Stephen remembers the Jewish merchants standing outside the Paris stock exchange. Stephen again challenges Deasy, asking who has not sinned against the light. Stephen rejects Deasy’s rendering of the past, and states, “History is a nightmare from which I am trying to awake.” Ironically, a goal is scored outside in the hockey game as Deasy speaks of history as the movement toward the “goal” of God’s manifestation. Stephen counters that God is no more than “a shout in the street.” Deasy argues first that all have sinned, then blames woman for bringing sin into the world. He lists women of history who have caused destruction.

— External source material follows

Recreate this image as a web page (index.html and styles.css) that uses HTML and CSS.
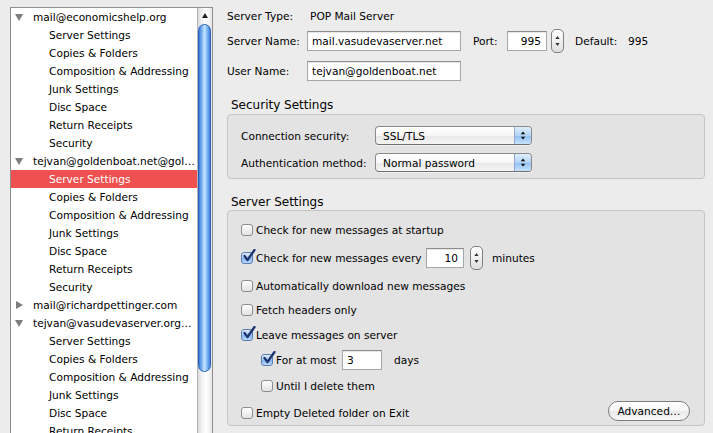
FILE: index.html
```html
<!DOCTYPE html>
<html>
<head>
<meta charset="utf-8">
<title>Account Settings</title>
<link rel="stylesheet" href="styles.css">
</head>
<body>
<div class="window">
  <aside class="sidebar">
    <div class="listbox">
      <ul class="tree">
        <li class="acct"><svg viewBox="0 0 8 8"><polygon points="0,1 8,1 4,8" fill="#7d7d7d"/></svg>mail@economicshelp.org</li>
        <li class="item">Server Settings</li>
        <li class="item">Copies &amp; Folders</li>
        <li class="item">Composition &amp; Addressing</li>
        <li class="item">Junk Settings</li>
        <li class="item">Disc Space</li>
        <li class="item">Return Receipts</li>
        <li class="item">Security</li>
        <li class="acct"><svg viewBox="0 0 8 8"><polygon points="0,1 8,1 4,8" fill="#7d7d7d"/></svg>tejvan@goldenboat.net@gol…</li>
        <li class="item sel">Server Settings</li>
        <li class="item">Copies &amp; Folders</li>
        <li class="item">Composition &amp; Addressing</li>
        <li class="item">Junk Settings</li>
        <li class="item">Disc Space</li>
        <li class="item">Return Receipts</li>
        <li class="item">Security</li>
        <li class="acct"><svg viewBox="0 0 8 8"><polygon points="1,0 8,4 1,8" fill="#7d7d7d"/></svg>mail@richardpettinger.com</li>
        <li class="acct"><svg viewBox="0 0 8 8"><polygon points="0,1 8,1 4,8" fill="#7d7d7d"/></svg>tejvan@vasudevaserver.org…</li>
        <li class="item">Server Settings</li>
        <li class="item">Copies &amp; Folders</li>
        <li class="item">Composition &amp; Addressing</li>
        <li class="item">Junk Settings</li>
        <li class="item">Disc Space</li>
        <li class="item">Return Receipts</li>
      </ul>
      <div class="scrollbar">
        <div class="sb-up"><svg viewBox="0 0 6 5"><polygon points="3,0 6,5 0,5" fill="#222"/></svg></div>
        <div class="sb-thumb"></div>
      </div>
    </div>
  </aside>

  <main class="pane">
    <div class="row r1">
      <span class="lbl">Server Type:</span>
      <span class="value">POP Mail Server</span>
    </div>
    <div class="row r2">
      <span class="lbl">Server Name:</span>
      <span class="field name">mail.vasudevaserver.net</span>
      <span class="port-lbl">Port:</span>
      <span class="field port">995</span>
      <span class="stepper"><svg viewBox="0 0 13 24"><polygon points="6.5,6 9,9.5 4,9.5" fill="#333"/><polygon points="6.5,18 9,14.5 4,14.5" fill="#333"/></svg></span>
      <span class="def-lbl">Default:</span>
      <span>995</span>
    </div>
    <div class="row r3">
      <span class="lbl">User Name:</span>
      <span class="field name">tejvan@goldenboat.net</span>
    </div>

    <h2 class="section-title sec1">Security Settings</h2>
    <section class="group security">
      <div class="srow">
        <span class="sec-lbl">Connection security:</span>
        <span class="popup"><span class="popup-text">SSL/TLS</span><span class="popup-arrows"><svg viewBox="0 0 17 19"><polygon points="8.5,5 11,8.2 6,8.2" fill="#111"/><polygon points="8.5,14 11,10.8 6,10.8" fill="#111"/></svg></span></span>
      </div>
      <div class="srow">
        <span class="sec-lbl">Authentication method:</span>
        <span class="popup"><span class="popup-text">Normal password</span><span class="popup-arrows"><svg viewBox="0 0 17 19"><polygon points="8.5,5 11,8.2 6,8.2" fill="#111"/><polygon points="8.5,14 11,10.8 6,10.8" fill="#111"/></svg></span></span>
      </div>
    </section>

    <h2 class="section-title sec2">Server Settings</h2>
    <section class="group server">
      <div class="crow c1"><span class="cb"></span>Check for new messages at startup</div>
      <div class="crow c2"><span class="cb on"><svg viewBox="0 0 14 14"><polyline points="2.5,7 5.5,11 12.5,1" fill="none" stroke="#1c3471" stroke-width="2.3" stroke-linecap="round" stroke-linejoin="round"/></svg></span><span class="every">Check for new messages every</span><span class="field num">10</span><span class="stepper"><svg viewBox="0 0 13 24"><polygon points="6.5,6 9,9.5 4,9.5" fill="#333"/><polygon points="6.5,18 9,14.5 4,14.5" fill="#333"/></svg></span><span class="unit">minutes</span></div>
      <div class="crow c3"><span class="cb"></span>Automatically download new messages</div>
      <div class="crow c4"><span class="cb"></span>Fetch headers only</div>
      <div class="crow c5"><span class="cb on"><svg viewBox="0 0 14 14"><polyline points="2.5,7 5.5,11 12.5,1" fill="none" stroke="#1c3471" stroke-width="2.3" stroke-linecap="round" stroke-linejoin="round"/></svg></span>Leave messages on server</div>
      <div class="crow c6 indent"><span class="cb on"><svg viewBox="0 0 14 14"><polyline points="2.5,7 5.5,11 12.5,1" fill="none" stroke="#1c3471" stroke-width="2.3" stroke-linecap="round" stroke-linejoin="round"/></svg></span><span class="atmost">For at most</span><span class="field days">3</span><span class="unit2">days</span></div>
      <div class="crow c7 indent"><span class="cb"></span>Until I delete them</div>
      <div class="crow c8"><span class="cb"></span><span class="grow">Empty Deleted folder on Exit</span><span class="button">Advanced…</span></div>
    </section>
  </main>
</div>
</body>
</html>
```

FILE: styles.css
```css
* { box-sizing: border-box; }
html, body { margin: 0; padding: 0; }
body {
  width: 713px;
  height: 433px;
  overflow: hidden;
  background: #ececec;
  font-family: "DejaVu Sans", "Liberation Sans", sans-serif;
  font-size: 10.6px;
  color: #000;
}
.window { display: flex; height: 433px; }

/* ---------- sidebar ---------- */
.sidebar { width: 215px; flex: none; padding: 7px 0 0 10px; }
.listbox {
  width: 203px;
  height: 440px;
  border: 1px solid #8f8f8f;
  border-bottom: none;
  background: #fff;
  display: flex;
}
.tree { list-style: none; margin: 0; padding: 0; width: 186px; flex: none; overflow: hidden; }
.tree li { height: 18px; line-height: 19px; white-space: nowrap; overflow: hidden; }
.acct { display: flex; align-items: center; padding-left: 4px; }
.acct svg { width: 8px; height: 8px; margin-right: 10px; flex: none; }
.item { padding-left: 38px; }
.item.sel { background: #ef5050; color: #fff; }

.scrollbar {
  width: 15px;
  flex: none;
  border-left: 1px solid #b4b4b4;
  background: linear-gradient(to right, #dcdcdc, #f6f6f6 35%, #ffffff 60%, #e6e6e6);
  display: flex;
  flex-direction: column;
}
.sb-up { height: 15px; display: flex; align-items: center; justify-content: center; }
.sb-up svg { width: 6px; height: 5px; }
.sb-thumb {
  margin: 1px 1px 0 0;
  height: 348px;
  border-radius: 7px;
  border: 1px solid #2c5fb8;
  background: linear-gradient(to right, #3a79d6, #86bdf5 30%, #c4e2fd 50%, #86bdf5 72%, #3f7fd9);
}

/* ---------- right pane ---------- */
.pane { flex: 1; padding: 6px 8px 0 12px; display: flex; flex-direction: column; }
.row { display: flex; align-items: center; height: 20px; white-space: nowrap; }
.r2 { margin-top: 5px; }
.r3 { margin-top: 10px; }
.lbl { width: 80px; flex: none; }
.value { padding-left: 3px; }

.field {
  height: 20px;
  background: #fff;
  border: 1px solid #a7a7a7;
  border-top-color: #8c8c8c;
  box-shadow: inset 0 1px 1px rgba(0, 0, 0, 0.1);
  padding: 0 4px;
  line-height: 18px;
  white-space: nowrap;
  flex: none;
}
.field.name { width: 154px; }
.port-lbl { margin-left: 12px; width: 34px; }
.field.port { width: 40px; text-align: right; padding-right: 5px; }
.stepper {
  width: 13px;
  height: 24px;
  margin-left: 4px;
  flex: none;
  border: 1px solid #7e7e7e;
  border-radius: 5px;
  background: linear-gradient(#ffffff, #f0f0f0 50%, #dedede);
  display: flex;
}
.stepper svg { width: 11px; height: 22px; }
.def-lbl { margin-left: 11px; width: 53px; }

.section-title {
  font-size: 12px;
  font-weight: normal;
  line-height: 16px;
  margin: 0;
  padding-left: 4px;
}
.sec1 { margin-top: 16px; margin-bottom: 1px; }
.sec2 { margin-top: 15px; margin-bottom: 0; }

.group {
  border: 1px solid #c4c4c4;
  border-radius: 4px;
  background: #e3e3e3;
}
.security { padding: 11px 0 6px 13px; display: flex; flex-direction: column; gap: 8px; }
.srow { display: flex; align-items: center; height: 19px; }
.sec-lbl { width: 134px; flex: none; }
.popup {
  width: 157px;
  height: 19px;
  display: flex;
  border: 1px solid #8a8a8a;
  border-bottom-color: #6f6f6f;
  border-radius: 4px;
  overflow: hidden;
  background: linear-gradient(#ffffff, #f7f7f7 50%, #e9e9e9 51%, #f4f4f4);
  box-shadow: 0 1px 0 rgba(255, 255, 255, 0.5);
}
.popup-text { flex: 1; padding-left: 7px; line-height: 18px; }
.popup-arrows {
  width: 17px;
  flex: none;
  border-left: 1px solid #8fa9cc;
  background: linear-gradient(#e0eefd, #b3d4f7 50%, #8ebff2 51%, #c8e3fd);
  display: flex;
}
.popup-arrows svg { width: 16px; height: 17px; }

.server { padding: 9px 14px 2px 13px; display: flex; flex-direction: column; }
.crow { display: flex; align-items: center; height: 20px; white-space: nowrap; }
.c2 { margin-top: 8px; }
.c3 { margin-top: 8px; }
.c4 { margin-top: 4px; }
.c5 { margin-top: 5px; }
.c6 { margin-top: 5px; }
.c7 { margin-top: 6px; }
.c8 { margin-top: 7px; }
.indent { padding-left: 20px; }

.cb {
  width: 12px;
  height: 12px;
  flex: none;
  margin-right: 3px;
  border: 1px solid #8d8d8d;
  border-radius: 3px;
  background: linear-gradient(#ffffff, #f1f1f1 50%, #e2e2e2);
  position: relative;
}
.cb.on {
  border-color: #5b7db3;
  background: linear-gradient(#dbe9fb, #a9ccf3 50%, #86b6ee 51%, #b9d8f8);
}
.cb svg { position: absolute; left: 0; top: -4px; width: 14px; height: 14px; }

.every { width: 170px; flex: none; }
.field.num { width: 38px; text-align: right; padding-right: 5px; }
.crow .stepper { margin-left: 6px; }
.unit { margin-left: 9px; }
.atmost { width: 66px; flex: none; }
.field.days { width: 40px; height: 20px; }
.unit2 { margin-left: 12px; }
.grow { flex: 1; }
.button {
  width: 82px;
  height: 20px;
  margin-top: -4px;
  border: 1px solid #7d7d7d;
  border-radius: 10px;
  background: linear-gradient(#ffffff, #f6f6f6 50%, #e8e8e8 51%, #f9f9f9);
  text-align: center;
  line-height: 18px;
  flex: none;
}
```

Deasy predicts that Stephen will not remain at the school long, because he is not a born teacher. Stephen suggests that he may be a learner rather than a teacher. Stephen signals the end of the discussion by returning to the subject of Deasy’s letter. Stephen will try to get it published in two newspapers. Stephen walks out of the school, pondering his own subservience to Deasy. Deasy runs after him to make one last jab against the Jews—Ireland has never persecuted the Jews because they were never let in to the country.
History is a nightmare from which I am trying to awake.
Episode Two, “Nestor,” takes place at the boys school where Stephen teaches. It is a half-day for the students and Stephen will leave for the day after he teaches his class and is paid by Mr. Deasy. The episode focuses on teaching and learning. We see Stephen positioned first as a teacher and then as a student in his conversation with Mr. Deasy. The subject of both educational scenes is history, and history as linked to memory. Stephen’s history lesson for his class relies on their memory of learned historical facts. Mr. Deasy’s impromptu history lesson for Stephen is anchored by Deasy’s own personal memories of historical events. Stephen himself resists the linking of history with memory. For Deasy to define history in terms of his personal recollections affords him too much control over the reconstruction of it (thus do Haines and Deasy use history to absolve themselves of responsibility). For Stephen, history is something that he cannot control: “History is a nightmare from which I am trying to awake.” Stephen’s statement refers both to his grappling with the circumstances of his own past, and to the philosophical problem of how history should be used to understand present circumstances.
Part of Stephen’s personal history that has nightmarishly, though subtly, plagued him through this episode and the first is his mother’s death. Stephen’s unsolvable riddle about the fox burying his grandmother suggests this personal pain. As he tutors Sargent, Stephen’s ruminations about a mother’s love and love for one’s mother also evoke her absence and stand in contrast to Deasy’s later misogyny. Stephen’s imagination of a mother’s love creates a moment of compassion and allows for an effective teaching between Stephen and Sargent. Otherwise, Stephen’s interactions with his students have been distracted and cryptic. Stephen himself credits Deasy with accuracy when Deasy intuits later in the chapter that Stephen was not born to be a teacher.
On the whole, Deasy seems pompous and self-righteous. We are prepared for the didactic nature of Deasy’s conversation with Stephen by our first glimpse of Deasy on the hockey field, yelling at the students without listening to them. Deasy is unperceptive—mistakenly assuming that Stephen is Fenian, he launches into a history lecture. The purpose of this lecture is less to teach than to assert authority, an authority that is undermined by several factual errors that Deasy makes. Like Haines, Deasy (a Unionist from the north) is pro-British as well as anti-Semitic. Just as Haines used history to clear himself of blame in Episode One (“It seems history is to blame”), so Deasy uses history to blame others, notably Jews and women.
This prelude of anti-Semitism will be evoked later in the day, as Jewish Leopold Bloom faces similar bigotry. Deasy’s anti-Semitism rests on his sense that the mercantile Jews have brought decay to England. According to Deasy, the Jews have sinned against “the light,” the light being those Christians who understand history as moving toward one goal—the manifestation of God’s plan. But the presentation of Deasy’s character undermines his own convictions. Instead of Christianity and light, Deasy himself deals in coins and material goods. His moralistic color scheme, in which good Christians are light and dangerous Jews are dark, is not to be the color scheme of Ulysses, in which the two heroes, Stephen and Bloom, are dressed in black, and the dangerous characters, such as Buck Mulligan, are associated with brightness.